The truth is, though, that physicists already compartmentalize, even within Physics! Consider fundamental physics. We have two extremely successful theories, which have stood up to every experimental test we’ve thrown at them: Quantum Mechanics (QM) and General Relativity (GR). Quantum Mechanics does a great job of describing the behavior of atoms, molecules, subatomic particles, solids, and so forth.  General Relativity does a great job of describing the behavior of gravitating systems, such as the orbit of the Earth, the Solar System, the Galaxy, and the Universe. However, we know that they can’t both be right, because when you get into the regime where you need to consider both– a regime where densities are so high that you can’t ignore gravity even on small scales, and where you can’t ignore quantum mechanics when doing gravity– everything breaks down.

So what do we do?  We compartmentalize.  When dealing with gravity and the evolution of gravitational systems, we use GR, a continuous theory, and don’t worry about QM.  When dealing with the interactions of particles that require QM, we don’t include gravity in those interactions at all– at most, we may do QM on a curved spacetime background.  And, we admit that we just don’t know what happens where the two intersect.  There are some– such as string theorists– who are trying to work in the region where the two intersect, and, tellingly, there are other scientists who argue that what string theorists are doing isn’t really proper science.

Given that physicists compartmentalize themselves, it should be reasonable to suppose then that a degree of compartmentalization is not only necessary, but eminently reasonable and rational when dealing with science and religion.  I don’t mean “on Sunday, I believe God created humankind in its present form, and on other days I believe in evolution.”  That’s a pathological compartmentalization.  What I mean is that we know there are some things at which science excels describing, specifically the mechanisms of the natural world. And we know that there are some things addressed by religion, and by processes that cannot be described as scientific– specifically, the existence of God (there being no scientific reason to suppose God exists), human spirituality, morality in the context of a traditional belief system, and faith. Religion may hold no meaning or use for some, and that’s fine. But for people for whom it does hold meaning, there are clearly realms that religion can address which science cannot. Likewise, there are clearly realms that science addresses and which religion has tried to address, and where science has without exception proven to be superior.

So we compartmentalize. If we’re talking about the processes of the natural world, we look to science, because science has proven over the centuries to be the right “way of knowing” to understand those processes, make predictions about them, and harness them. If we’re talking about spirituality and faith, we look to religion, because the sorts of questions one asks there by and large aren’t even meaningful scientific questions. And, unsurprisingly, there may be areas of grey overlap, areas where we aren’t sure whether science or religion fully applies. As we understand these areas better, we may come to understand that something we once thought ineffable is in fact well within the domain of science. So we adapt, and adjust our compartments.

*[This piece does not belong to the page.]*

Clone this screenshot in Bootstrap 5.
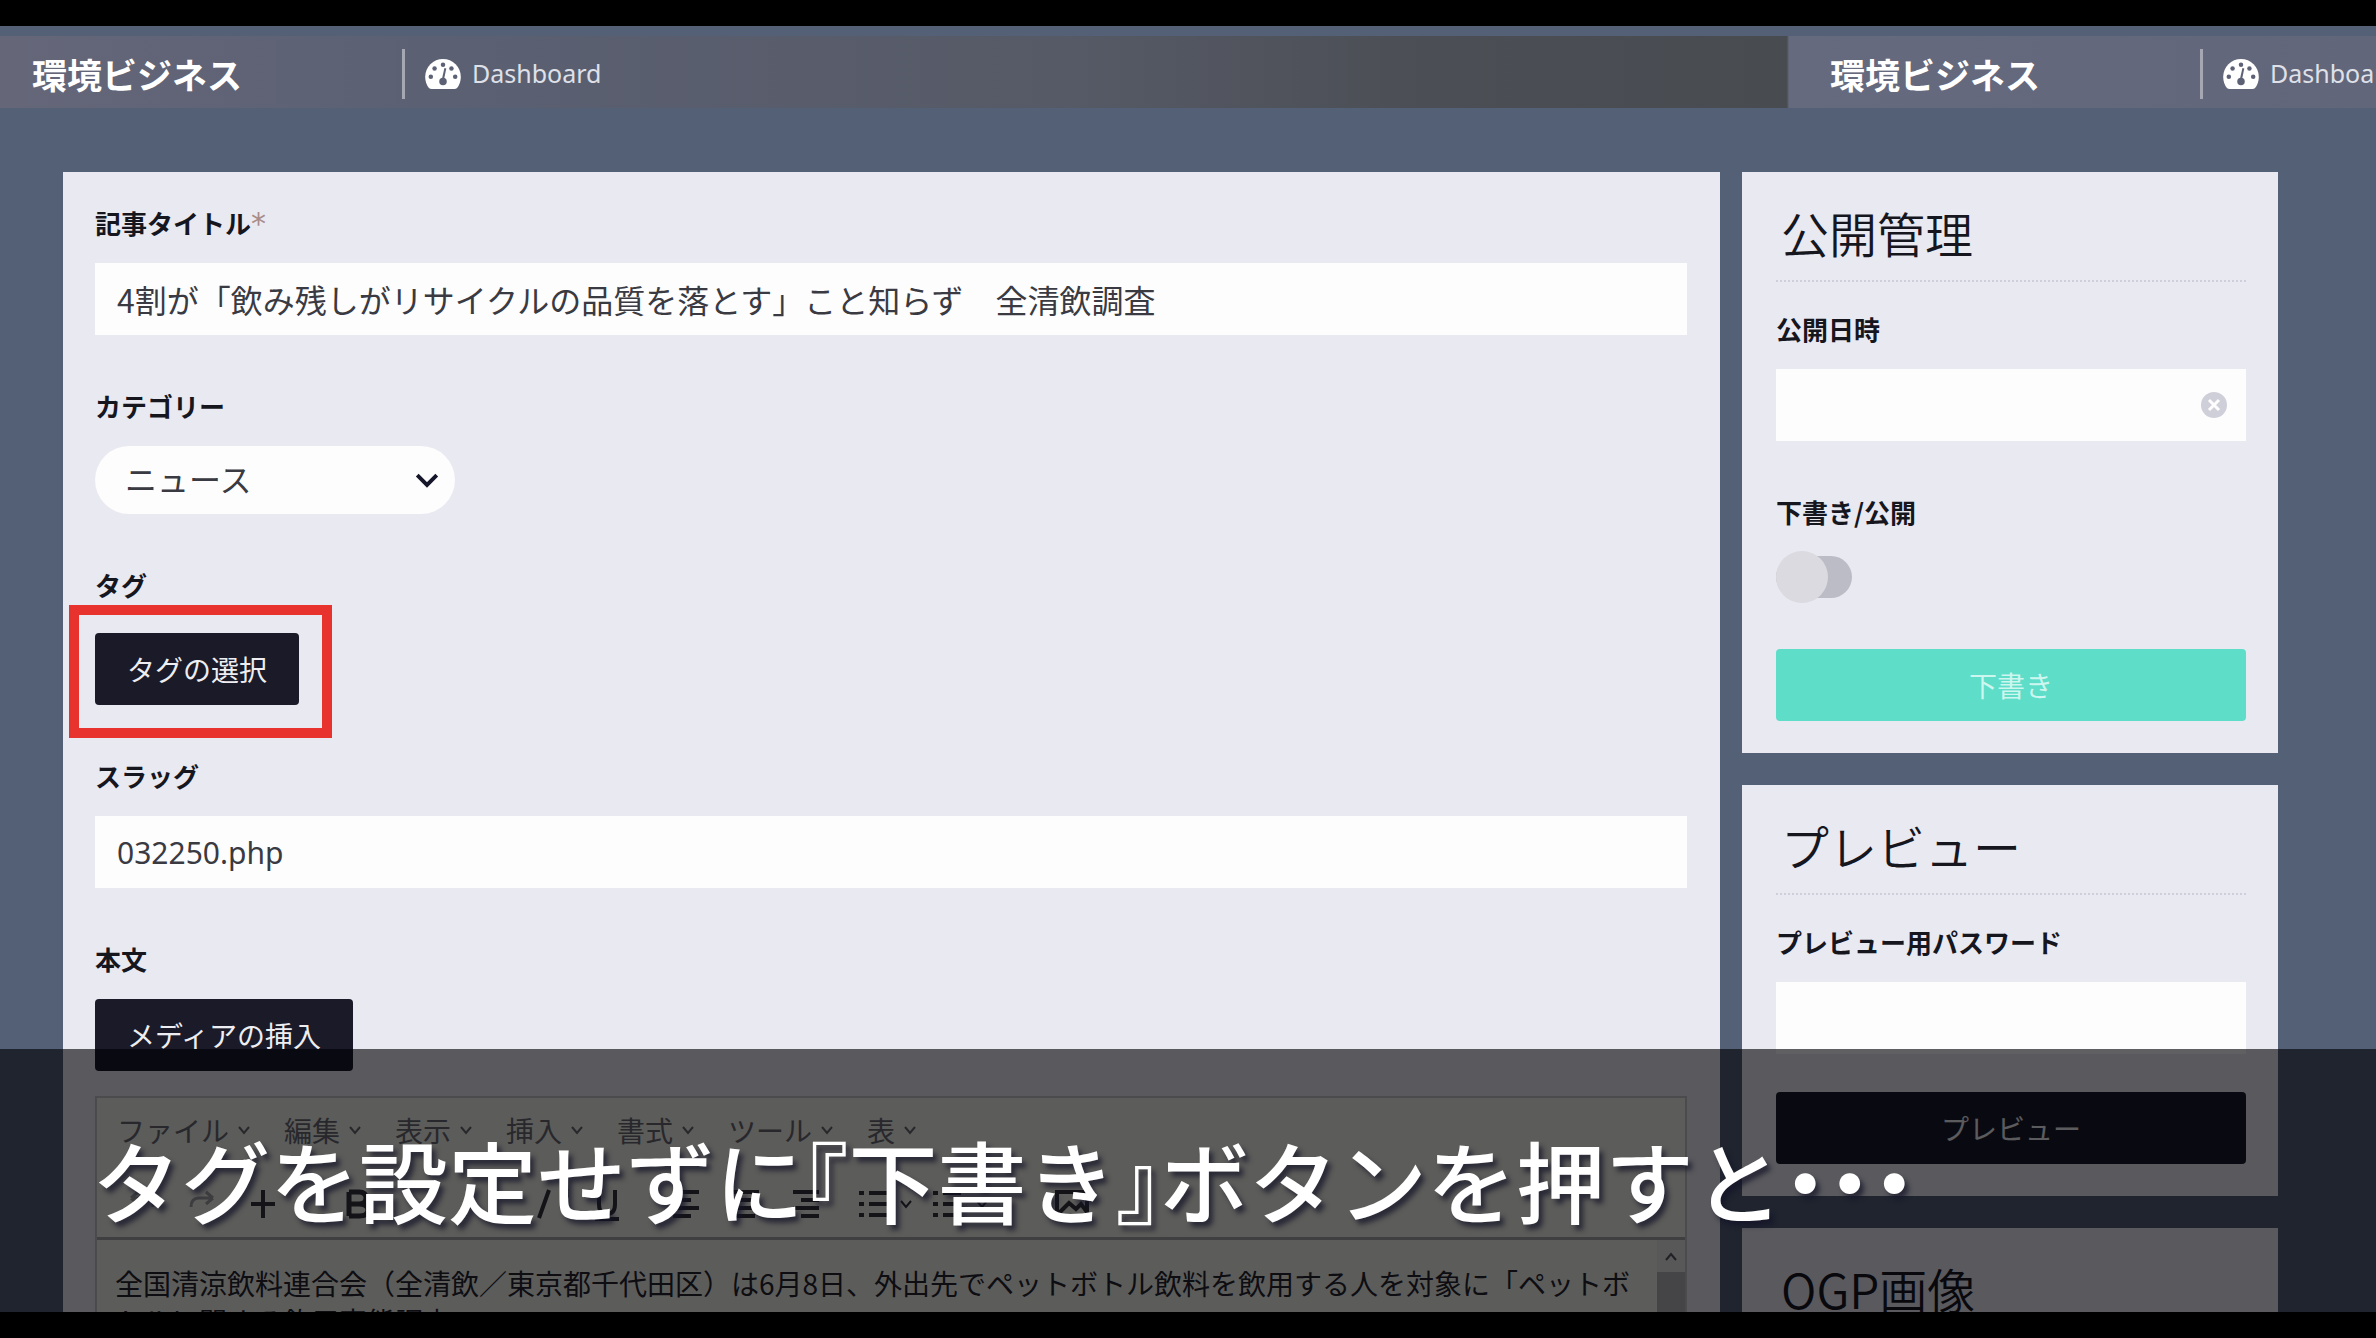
<!DOCTYPE html>
<html lang="ja">
<head>
<meta charset="utf-8">
<meta name="viewport" content="width=device-width, initial-scale=1">
<title>環境ビジネス Dashboard</title>
<link href="https://cdn.jsdelivr.net/npm/bootstrap@5.3.0/dist/css/bootstrap.min.css" rel="stylesheet">
<style>
body { background:#000; font-family:"Noto Sans CJK JP","Noto Sans",sans-serif; color:#16161e; }
.stage { height:100vh; padding:26px 0; }
.screen { background:#536076; }
.topbar { margin-top:10px; height:72px; padding-top:4px; background:linear-gradient(90deg,#656779 0,#5b6073 18%,#565a66 45%,#4b4e54 60%,#484b50 75.2%,#666a7e 75.3%,#62667a 100%); }
.brandbox { flex:0 0 1788px; padding-left:32px; }
.brandbox + .brandbox { padding-left:42px; }
.brandname { font-size:35px; line-height:48px; font-weight:700; width:370px; color:#fff; text-decoration:none; }
.dashlink { border-left:3px solid #a5a8b2; height:50px; padding-left:20px; gap:11px; font-family:"Noto Sans",sans-serif; font-size:25px; color:#dfe0e8; text-decoration:none; }
.dashlink svg { width:36px; height:30px; }
.workarea { margin-top:64px; padding:0 98px 0 63px; gap:22px; min-height:0; }
.panel { background:#e9e9f1; }
.mainpanel { padding:33px 33px 0 32px; min-width:0; }
.sidecol { flex:0 0 536px; gap:32px; }
.sidepanel { padding:20px 32px 32px 34px; }
.group { margin-bottom:53px; }
.fieldlabel { display:block; font-size:26px; line-height:36px; font-weight:700; margin:0 0 22px; width:max-content; }
.taggroup .fieldlabel { margin-bottom:30px; }
.required { font-family:"DejaVu Sans",sans-serif; font-weight:400; font-size:30px; line-height:30px; color:#a98c88; }
.form-control.field, .form-select.field { height:72px; border:0; border-radius:0; background-color:#fdfdfe; padding:0 22px; font-size:32px; color:#3a3a42; }
.form-select.field { height:68px; width:360px; border-radius:34px; padding:0 30px 4px; background-image:url("data:image/svg+xml,%3csvg xmlns='http://www.w3.org/2000/svg' viewBox='0 0 16 16'%3e%3cpath fill='none' stroke='%2316162a' stroke-width='2.4' d='m2 5 6 6 6-6'/%3e%3c/svg%3e"); background-size:26px; background-position:right 15px center; }
.form-control.slug { font-size:30px; font-family:"Noto Sans",sans-serif; }
.actionbtn { display:block; height:72px; border:0; border-radius:4px; background:#1a1a28; color:#eeeef2; font-size:28px; line-height:40px; padding:0 32px; }
.actionbtn:hover { background:#1a1a28; color:#fff; }
.teal, .teal:hover { background:#5eddc9; color:#cdf6ef; }
.marked { position:relative; width:max-content; }
.marked::after { content:""; position:absolute; inset:-28px -33px -33px -26px; border:10px solid #e8322e; pointer-events:none; }
.panelhead { font-size:48px; line-height:80px; font-weight:350; margin:0 0 8px; padding-left:5px; }
.panelrule { border-top:2px dotted #cfcfdb; margin-bottom:29px; }
.clearbtn { position:absolute; right:18px; top:22px; width:28px; height:28px; padding:0; border:0; background:none; display:flex; }
.form-check-input.toggler { width:76px; height:42px; margin:26px 0 51px; border:0; border-radius:21px; background:#bcbcc6; appearance:none; position:relative; float:none; display:block; }
.form-check-input.toggler::before { content:""; position:absolute; left:0; top:-5px; width:52px; height:52px; border-radius:50%; background:#dadae0; }
.pwgroup { margin-bottom:38px; }
.editor { border:2px solid #c4c4c4; background:#f1f1e8; color:#24242c; margin-top:25px; }
.menus { padding:12px 20px 0; gap:33px; font-size:28px; line-height:40px; }
.menus button { border:0; background:none; padding:0; color:#6a6a70; display:flex; align-items:center; gap:8px; }
.menus svg { width:14px; height:9px; }
.tools { height:90px; padding:34px 24px 0; border-bottom:3px solid #a6a6a6; }
.tools svg { height:40px; width:1000px; }
.writing { font-size:28px; line-height:38px; height:110px; padding:24px 0 0 18px; white-space:nowrap; }
.scroller { width:28px; margin-top:32px; background:#b6b6b8; }
.scrollwrap { background:#e6e6e2; }
.shade { position:absolute; left:0; right:0; bottom:0; height:263px; background:rgba(0,0,4,.62); }
.caption { font-size:89px; line-height:128px; font-weight:500; color:#fff; margin:0; padding:66px 0 0 92px; font-feature-settings:"halt"; text-shadow:4px 5px 5px rgba(20,20,40,.7); white-space:nowrap; }
</style>
<script src="https://cdn.jsdelivr.net/npm/bootstrap@5.3.0/dist/js/bootstrap.bundle.min.js"></script>
</head>
<body>
<svg class="d-none">
  <symbol id="gauge" viewBox="0 0 38 32"><path fill="#fff" d="M4 31Q0 26 0 19a19 19 0 0 1 38 0q0 7-4 12-1 1-3 1H7q-2 0-3-1z"/><g fill="#5d6176"><circle cx="19" cy="6" r="2.400"/><circle cx="10" cy="10" r="2.400"/><circle cx="28" cy="10" r="2.400"/><circle cx="6" cy="19" r="2.400"/><circle cx="32" cy="19" r="2.400"/><circle cx="19" cy="24" r="4"/><path d="m20.500 9.500 2 .6-2.500 12-2.200-.5z"/></g></symbol>
  <symbol id="caret" viewBox="0 0 14 9"><path d="m2 1 5 6 5-6" fill="none" stroke="#6a6a70" stroke-width="2"/></symbol>
</svg>
<div class="stage overflow-hidden">
 <div class="screen position-relative h-100 overflow-hidden d-flex flex-column">
  <header class="topbar d-flex overflow-hidden flex-shrink-0">
    <div class="brandbox d-flex align-items-center"><a class="brandname" href="#">環境ビジネス</a><a class="dashlink d-flex align-items-center" href="#"><svg><use href="#gauge"/></svg>Dashboard</a></div>
    <div class="brandbox d-flex align-items-center"><a class="brandname" href="#">環境ビジネス</a><a class="dashlink d-flex align-items-center" href="#"><svg><use href="#gauge"/></svg>Dashboard</a></div>
  </header>
  <main class="workarea d-flex flex-grow-1">
    <section class="panel mainpanel flex-grow-1">
      <div class="group">
        <label class="fieldlabel" for="title">記事タイトル<span class="required">*</span></label>
        <input class="form-control field" id="title" value="4割が「飲み残しがリサイクルの品質を落とす」こと知らず　全清飲調査">
      </div>
      <div class="group">
        <label class="fieldlabel" for="cat">カテゴリー</label>
        <select class="form-select field" id="cat"><option>ニュース</option></select>
      </div>
      <div class="group taggroup">
        <label class="fieldlabel" for="tagpick">タグ</label>
        <div class="marked"><button type="button" class="btn actionbtn" id="tagpick">タグの選択</button></div>
      </div>
      <div class="group">
        <label class="fieldlabel" for="slug">スラッグ</label>
        <input class="form-control field slug" id="slug" value="032250.php">
      </div>
      <label class="fieldlabel" for="media">本文</label>
      <button type="button" class="btn actionbtn" id="media">メディアの挿入</button>
      <div class="editor">
        <div class="menus d-flex">
          <button type="button">ファイル<svg><use href="#caret"/></svg></button>
          <button type="button">編集<svg><use href="#caret"/></svg></button>
          <button type="button">表示<svg><use href="#caret"/></svg></button>
          <button type="button">挿入<svg><use href="#caret"/></svg></button>
          <button type="button">書式<svg><use href="#caret"/></svg></button>
          <button type="button">ツール<svg><use href="#caret"/></svg></button>
          <button type="button">表<svg><use href="#caret"/></svg></button>
        </div>
        <div class="tools">
          <svg viewBox="0 0 1000 40" fill="none" stroke="#33333c" stroke-width="4">
            <path d="M10 14h14q8 0 8 9M10 14l7-6M10 14l7 6M92 14H78q-8 0-8 9M92 14l-7-6M92 14l-7 6" stroke="#a0a0a4" stroke-width="3"/>
            <path d="M142 6v28M130 20h24"/>
            <path d="M228 8v24M228 8h10q7 0 7 6t-7 6h-10M238 20q9 0 9 6t-9 6h-10" stroke-width="5"/>
            <path d="m428 6-10 28M478 6v14q0 10 8 10t8-10V6M474 35h24" />
            <path d="M552 8h26M552 16h18M552 24h26M552 32h18M612 8h26M616 16h18M612 24h26M616 32h18M672 8h26M680 16h18M672 24h26M680 32h18"/>
            <path d="M738 9h5M738 20h5M738 31h5M748 9h18M748 20h18M748 31h18M812 9h5M812 20h5M812 31h5M822 9h18M822 20h18M822 31h18"/>
            <path d="m780 17 5 6 5-6M856 17l5 6 5-6" stroke-width="2"/>
            <path d="M936 8h30v24h-30zM938 29l10-10 7 6 5-5 6 8"/>
          </svg>
        </div>
        <div class="d-flex justify-content-between overflow-hidden">
          <div class="writing">全国清涼飲料連合会（全清飲／東京都千代田区）は6月8日、外出先でペットボトル飲料を飲用する人を対象に「ペットボ<br>トルに関する飲用実態調査」</div>
          <div class="scrollwrap d-flex flex-column position-relative">
            <div class="scroller flex-grow-1"></div>
            <svg class="position-absolute top-0 start-0 m-2" width="12" height="16"><path d="m1 12 5-6 5 6" fill="none" stroke="#55555c" stroke-width="2"/></svg>
          </div>
        </div>
      </div>
    </section>
    <aside class="sidecol d-flex flex-column">
      <section class="panel sidepanel">
        <h2 class="panelhead">公開管理</h2>
        <div class="panelrule"></div>
        <div class="group">
          <label class="fieldlabel" for="pubdate">公開日時</label>
          <div class="position-relative">
            <input class="form-control field" id="pubdate">
            <button type="button" class="clearbtn" aria-label="クリア"><svg width="28" height="28" viewBox="0 0 28 28"><circle cx="14" cy="14" r="13" fill="#cfcfda"/><path d="m9 9 10 10M19 9 9 19" stroke="#fdfdfe" stroke-width="3"/></svg></button>
          </div>
        </div>
        <label class="fieldlabel" for="pubstate">下書き/公開</label>
        <input type="checkbox" class="form-check-input toggler" id="pubstate">
        <button type="button" class="btn actionbtn teal w-100">下書き</button>
      </section>
      <section class="panel sidepanel">
        <h2 class="panelhead">プレビュー</h2>
        <div class="panelrule"></div>
        <div class="pwgroup">
          <label class="fieldlabel" for="pw">プレビュー用パスワード</label>
          <input class="form-control field" id="pw">
        </div>
        <button type="button" class="btn actionbtn w-100">プレビュー</button>
      </section>
      <section class="panel sidepanel pb-0">
        <h2 class="panelhead">OGP画像</h2>
      </section>
    </aside>
  </main>
  <div class="shade"><p class="caption">タグを設定せずに『下書き』ボタンを押すと・・・</p></div>
 </div>
</div>
</body>
</html>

Just as it’s entirely possible to be a completely consistent physicist while using both GR and QM, it’s entirely possible to be a completely consistent rational person while accepting the roles of both science and faith in your life. The key is understanding where each applies, thinking creatively about how they overlap while understanding that it will be controversial and hard to decide, and being willing to adapt your understanding as the human race learns more.